(Stored items from a collection)
◇ ◇ ◇ ◇ ◇ ◇ ◇
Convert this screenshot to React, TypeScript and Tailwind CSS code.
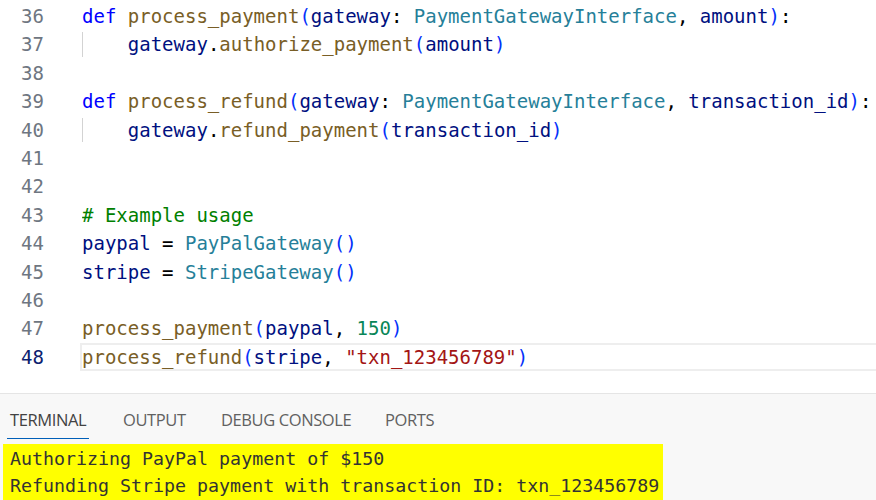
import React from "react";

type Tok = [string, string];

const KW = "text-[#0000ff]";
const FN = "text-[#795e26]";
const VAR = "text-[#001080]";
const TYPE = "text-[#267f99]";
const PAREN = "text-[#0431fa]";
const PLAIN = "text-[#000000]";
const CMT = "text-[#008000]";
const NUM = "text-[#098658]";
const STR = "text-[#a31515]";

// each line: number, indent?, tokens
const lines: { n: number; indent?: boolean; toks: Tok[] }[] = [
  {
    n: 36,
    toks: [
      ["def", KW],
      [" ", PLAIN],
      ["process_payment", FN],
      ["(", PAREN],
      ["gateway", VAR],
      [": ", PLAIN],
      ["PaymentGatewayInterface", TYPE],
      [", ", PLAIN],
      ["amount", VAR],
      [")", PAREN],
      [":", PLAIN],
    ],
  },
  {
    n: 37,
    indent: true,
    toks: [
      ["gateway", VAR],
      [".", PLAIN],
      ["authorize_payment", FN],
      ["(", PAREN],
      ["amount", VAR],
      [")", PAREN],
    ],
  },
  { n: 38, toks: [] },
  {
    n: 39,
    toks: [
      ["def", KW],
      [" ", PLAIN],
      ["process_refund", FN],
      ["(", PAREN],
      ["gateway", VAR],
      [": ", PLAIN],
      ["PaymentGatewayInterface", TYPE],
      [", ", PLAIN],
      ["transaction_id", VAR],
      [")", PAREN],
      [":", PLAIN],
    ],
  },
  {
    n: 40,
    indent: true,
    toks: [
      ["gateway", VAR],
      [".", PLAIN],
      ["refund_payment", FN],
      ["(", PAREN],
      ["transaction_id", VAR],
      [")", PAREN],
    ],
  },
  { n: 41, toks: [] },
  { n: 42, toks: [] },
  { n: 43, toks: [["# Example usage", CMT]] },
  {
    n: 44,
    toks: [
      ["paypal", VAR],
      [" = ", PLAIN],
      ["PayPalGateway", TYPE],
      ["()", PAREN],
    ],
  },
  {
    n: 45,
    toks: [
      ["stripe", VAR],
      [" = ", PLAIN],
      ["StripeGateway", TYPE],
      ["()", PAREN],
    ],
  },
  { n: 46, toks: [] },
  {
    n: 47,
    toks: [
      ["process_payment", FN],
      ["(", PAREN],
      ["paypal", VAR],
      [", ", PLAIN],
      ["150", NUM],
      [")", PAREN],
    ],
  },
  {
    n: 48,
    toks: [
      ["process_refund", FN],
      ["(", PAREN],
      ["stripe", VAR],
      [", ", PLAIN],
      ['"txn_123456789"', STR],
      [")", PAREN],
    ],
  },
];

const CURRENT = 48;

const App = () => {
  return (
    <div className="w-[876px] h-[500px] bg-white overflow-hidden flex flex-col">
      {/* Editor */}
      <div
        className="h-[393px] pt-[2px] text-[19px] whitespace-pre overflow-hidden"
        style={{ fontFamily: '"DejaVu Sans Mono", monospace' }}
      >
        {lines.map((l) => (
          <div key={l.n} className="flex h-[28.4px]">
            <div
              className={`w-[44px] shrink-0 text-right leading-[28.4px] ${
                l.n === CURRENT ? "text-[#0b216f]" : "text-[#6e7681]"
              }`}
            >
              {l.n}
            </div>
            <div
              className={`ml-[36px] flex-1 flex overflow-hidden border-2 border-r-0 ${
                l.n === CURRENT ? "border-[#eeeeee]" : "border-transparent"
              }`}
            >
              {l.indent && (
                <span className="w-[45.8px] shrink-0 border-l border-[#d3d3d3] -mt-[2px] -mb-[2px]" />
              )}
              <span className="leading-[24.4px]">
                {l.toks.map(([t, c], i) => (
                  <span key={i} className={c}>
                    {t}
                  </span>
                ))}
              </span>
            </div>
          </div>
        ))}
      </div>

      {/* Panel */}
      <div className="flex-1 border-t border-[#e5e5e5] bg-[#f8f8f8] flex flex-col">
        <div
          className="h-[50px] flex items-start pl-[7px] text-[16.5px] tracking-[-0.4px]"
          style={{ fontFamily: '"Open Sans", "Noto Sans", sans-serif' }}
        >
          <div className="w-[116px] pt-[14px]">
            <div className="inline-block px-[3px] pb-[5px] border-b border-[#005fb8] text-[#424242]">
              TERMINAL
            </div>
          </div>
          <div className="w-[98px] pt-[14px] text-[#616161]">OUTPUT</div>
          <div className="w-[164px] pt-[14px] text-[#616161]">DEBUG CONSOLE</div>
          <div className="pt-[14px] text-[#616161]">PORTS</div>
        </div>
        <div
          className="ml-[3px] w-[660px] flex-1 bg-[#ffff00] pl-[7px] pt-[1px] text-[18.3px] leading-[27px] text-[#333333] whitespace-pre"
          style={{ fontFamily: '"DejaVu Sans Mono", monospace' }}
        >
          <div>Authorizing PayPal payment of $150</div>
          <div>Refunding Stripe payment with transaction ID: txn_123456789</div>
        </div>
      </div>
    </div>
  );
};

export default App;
◇ ◇ ◇ ◇ ◇ ◇ ◇
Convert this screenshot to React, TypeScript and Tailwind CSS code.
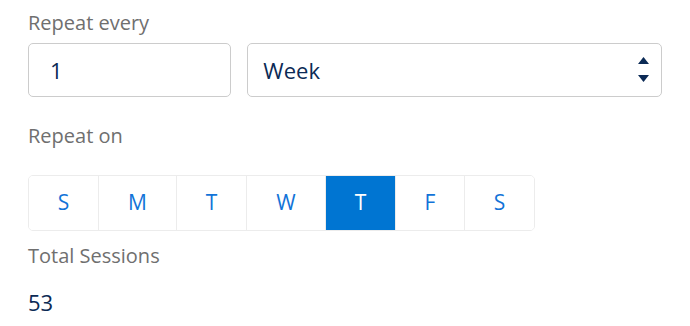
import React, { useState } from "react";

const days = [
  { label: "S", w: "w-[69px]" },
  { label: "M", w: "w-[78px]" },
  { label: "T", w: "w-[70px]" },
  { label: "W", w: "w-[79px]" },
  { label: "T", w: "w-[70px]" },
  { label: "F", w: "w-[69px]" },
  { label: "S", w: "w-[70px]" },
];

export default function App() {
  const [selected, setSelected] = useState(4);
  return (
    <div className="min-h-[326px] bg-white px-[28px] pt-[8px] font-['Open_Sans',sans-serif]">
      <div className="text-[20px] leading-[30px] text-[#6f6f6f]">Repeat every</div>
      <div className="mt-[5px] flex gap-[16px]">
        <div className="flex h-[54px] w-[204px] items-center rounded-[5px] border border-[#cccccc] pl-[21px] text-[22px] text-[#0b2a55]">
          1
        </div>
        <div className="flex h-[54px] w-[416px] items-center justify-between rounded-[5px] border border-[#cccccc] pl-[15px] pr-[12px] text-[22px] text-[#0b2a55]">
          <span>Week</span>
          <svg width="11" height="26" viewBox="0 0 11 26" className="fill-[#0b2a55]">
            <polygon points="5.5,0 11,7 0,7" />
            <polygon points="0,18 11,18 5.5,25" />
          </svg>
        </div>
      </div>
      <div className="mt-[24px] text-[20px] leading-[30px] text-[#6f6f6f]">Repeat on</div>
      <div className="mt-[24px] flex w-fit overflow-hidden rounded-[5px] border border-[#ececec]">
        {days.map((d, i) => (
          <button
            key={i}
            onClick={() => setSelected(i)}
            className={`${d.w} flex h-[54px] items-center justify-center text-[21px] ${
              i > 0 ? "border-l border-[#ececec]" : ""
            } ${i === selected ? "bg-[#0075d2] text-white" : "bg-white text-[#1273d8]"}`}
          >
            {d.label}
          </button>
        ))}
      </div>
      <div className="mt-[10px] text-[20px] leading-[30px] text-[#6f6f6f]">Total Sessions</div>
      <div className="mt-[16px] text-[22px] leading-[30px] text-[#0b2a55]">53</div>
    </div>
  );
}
◇ ◇ ◇ ◇ ◇ ◇ ◇
- [Problem requirements] Pick out every line with the string "React" and copy it.

- [Exercise result]
Convert this screenshot to React, TypeScript and Tailwind CSS code.
import React from "react";
Convert this screenshot to React, TypeScript and Tailwind CSS code.
import React, { useState } from "react";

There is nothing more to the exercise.